The inspector general argued that pointing a gun — “separate from it being an officer” — is a “use of force that under the law constitutes an aggravated assault” because it involves the use of “potentially deadly force.”

That’s why it’s become a “pretty standard provision that those incidents be reported, tracked, analyzed and accounted for,” both in “the context of consent decrees and reforms outside of consent decrees,” Ferguson said.

“Beyond that — and I speak about this both from a professional context and a personal context because I’ve been on the receiving end of a gun being pointed at me in my past, it is a fundamentally perspective-changing event to occur,” Ferguson said. “To think that it has little to do with how the community perceives the police would be blinking reality. So, it’s a really important thing to fold into how it is that we monitor the use of force.”

Ferguson said he doesn’t buy the argument that reporting every instance when an officer draws a weapon would be overly burdensome. He argued that there are “very, very easy technologically-based fixes” for reporting those incidents.

“It is not a significant added burden. And the fact of the matter is, it is far too important to leave on the cutting room floor in terms of what we are monitoring and tracking with respect to use of force,” he said.

Nor was Ferguson swayed by the Fraternal Order of Police argument that documenting the drawing of guns would both hamstring police officers and open the door to labeling them unfairly.

He argued that, “This is a tracking mechanism and nothing more.”

“There’s no reason why it should hamstring them in doing their job if they’re utilizing their firearm — even if it’s simply for pointing purposes — in a way that’s [consistent] with the use of force policies of the department in the service of constitutional policing,” he said.

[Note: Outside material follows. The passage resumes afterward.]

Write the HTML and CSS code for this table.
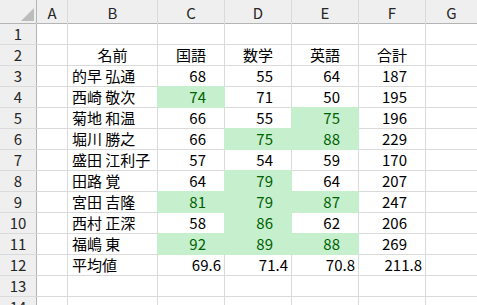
FILE: index.html
```html
<!DOCTYPE html>
<html lang="ja">
<head>
<meta charset="utf-8">
<title>Sheet</title>
<link rel="stylesheet" href="styles.css">
</head>
<body>
<div class="sheet">
  <div class="corner"><span class="tri"></span></div>
  <div class="ch">A</div><div class="ch">B</div><div class="ch">C</div><div class="ch">D</div><div class="ch">E</div><div class="ch">F</div><div class="ch">G</div>

  <div class="rh">1</div><div class="c"></div><div class="c"></div><div class="c"></div><div class="c"></div><div class="c"></div><div class="c"></div><div class="c"></div>

  <div class="rh">2</div><div class="c"></div><div class="c hd">名前</div><div class="c hd">国語</div><div class="c hd">数学</div><div class="c hd">英語</div><div class="c hd">合計</div><div class="c"></div>

  <div class="rh">3</div><div class="c"></div><div class="c name">的早 弘通</div><div class="c n">68</div><div class="c n">55</div><div class="c n">64</div><div class="c n">187</div><div class="c"></div>

  <div class="rh">4</div><div class="c"></div><div class="c name">西崎 敬次</div><div class="c n g">74</div><div class="c n">71</div><div class="c n">50</div><div class="c n">195</div><div class="c"></div>

  <div class="rh">5</div><div class="c"></div><div class="c name">菊地 和温</div><div class="c n">66</div><div class="c n">55</div><div class="c n g">75</div><div class="c n">196</div><div class="c"></div>

  <div class="rh">6</div><div class="c"></div><div class="c name">堀川 勝之</div><div class="c n">66</div><div class="c n g">75</div><div class="c n g">88</div><div class="c n">229</div><div class="c"></div>

  <div class="rh">7</div><div class="c"></div><div class="c name">盛田 江利子</div><div class="c n">57</div><div class="c n">54</div><div class="c n">59</div><div class="c n">170</div><div class="c"></div>

  <div class="rh">8</div><div class="c"></div><div class="c name">田路 覚</div><div class="c n">64</div><div class="c n g">79</div><div class="c n">64</div><div class="c n">207</div><div class="c"></div>

  <div class="rh">9</div><div class="c"></div><div class="c name">宮田 吉隆</div><div class="c n g">81</div><div class="c n g">79</div><div class="c n g">87</div><div class="c n">247</div><div class="c"></div>

  <div class="rh">10</div><div class="c"></div><div class="c name">西村 正深</div><div class="c n">58</div><div class="c n g">86</div><div class="c n">62</div><div class="c n">206</div><div class="c"></div>

  <div class="rh">11</div><div class="c"></div><div class="c name">福嶋 東</div><div class="c n g">92</div><div class="c n g">89</div><div class="c n g">88</div><div class="c n">269</div><div class="c"></div>

  <div class="rh">12</div><div class="c"></div><div class="c name">平均値</div><div class="c d">69.6</div><div class="c d">71.4</div><div class="c d">70.8</div><div class="c d">211.8</div><div class="c"></div>

  <div class="rh">13</div><div class="c"></div><div class="c"></div><div class="c"></div><div class="c"></div><div class="c"></div><div class="c"></div><div class="c"></div>

  <div class="rh">14</div><div class="c"></div><div class="c"></div><div class="c"></div><div class="c"></div><div class="c"></div><div class="c"></div><div class="c"></div>
</div>
</body>
</html>
```

FILE: styles.css
```css
html, body {
  margin: 0;
  padding: 0;
  background: #ffffff;
  overflow: hidden;
}

.sheet {
  display: grid;
  grid-template-columns: 36px 30px 89px 66px 66px 66px 66px 1fr;
  grid-template-rows: 23px repeat(14, 20px);
  gap: 1px;
  background: #dadada;
  font-family: "Noto Sans CJK JP", "Noto Sans", sans-serif;
  font-size: 15px;
  line-height: 20px;
  color: #000;
  width: 477px;
}

.corner {
  background: #efefef;
  display: flex;
  justify-content: flex-end;
  align-items: flex-end;
  padding: 0 2px 2px 0;
  box-shadow: 0 1px 0 #b4b4b4, 1px 0 0 #b4b4b4;
}

.tri {
  width: 0;
  height: 0;
  border-left: 13px solid transparent;
  border-bottom: 13px solid #bcbcbc;
}

.ch {
  background: #efefef;
  color: #262626;
  text-align: center;
  line-height: 23px;
  padding-top: 1px;
  box-shadow: 0 1px 0 #b4b4b4;
}

.rh {
  background: #efefef;
  color: #262626;
  text-align: center;
  box-shadow: 1px 0 0 #b4b4b4;
}

.c {
  background: #ffffff;
  white-space: nowrap;
  overflow: hidden;
}

.hd {
  text-align: center;
}

.name {
  padding-left: 4px;
}

.n {
  text-align: right;
  padding-right: 18px;
}

.d {
  text-align: right;
  padding-right: 3px;
}

.g {
  background: #c6efce;
  color: #006100;
  box-shadow: 0 0 0 1px #c6efce;
}
```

The inspector general was asked to describe his own “perspective-changing” experience with having a gun pointed at him.

It happened when he was a teenager working at a gas station when somebody tried to rob the place with a gun.

“When the robber ran, the police were arriving at the scene [and] thought maybe I was the robber. So in a single incident, I had a gun pointed at me by a criminal and then pointed at me by the police that told me to get down on the floor at gunpoint,” he said.

“It is a perspective-changing event. You do not forget being on the receiving end of a gun,” he said. “And the idea that the relationship between the police and the community is not significantly impacted by the pointing of a gun and that’s something that doesn’t need to be accounted for really is blinking reality.”

Mayor Rahm Emanuel noted that, after hearing from Chicago Police brass, Judge Dow realized that, as the mayor put it, “This is more complicated and more difficult because you have split-second decisions having to be made by officers.”

Without saying where he stands on the issue, the mayor said, “I’m not usually one for being patient. But on this case, I think it’s more important to get it right than get it fast.”

On Wednesday, lawyers for the city and Madigan were back in federal court.

They told Dow they still had not reached an agreement on the gun question. They said they may wind up litigating the issue — putting the final decision in Dow’s hands.

Meanwhile, the FOP has tried to intervene in the case. A lawyer for the union again complained Wednesday that it had been frozen out of consent decree negotiations.

But Dow insisted “there will be a public process for this” — in his courtroom.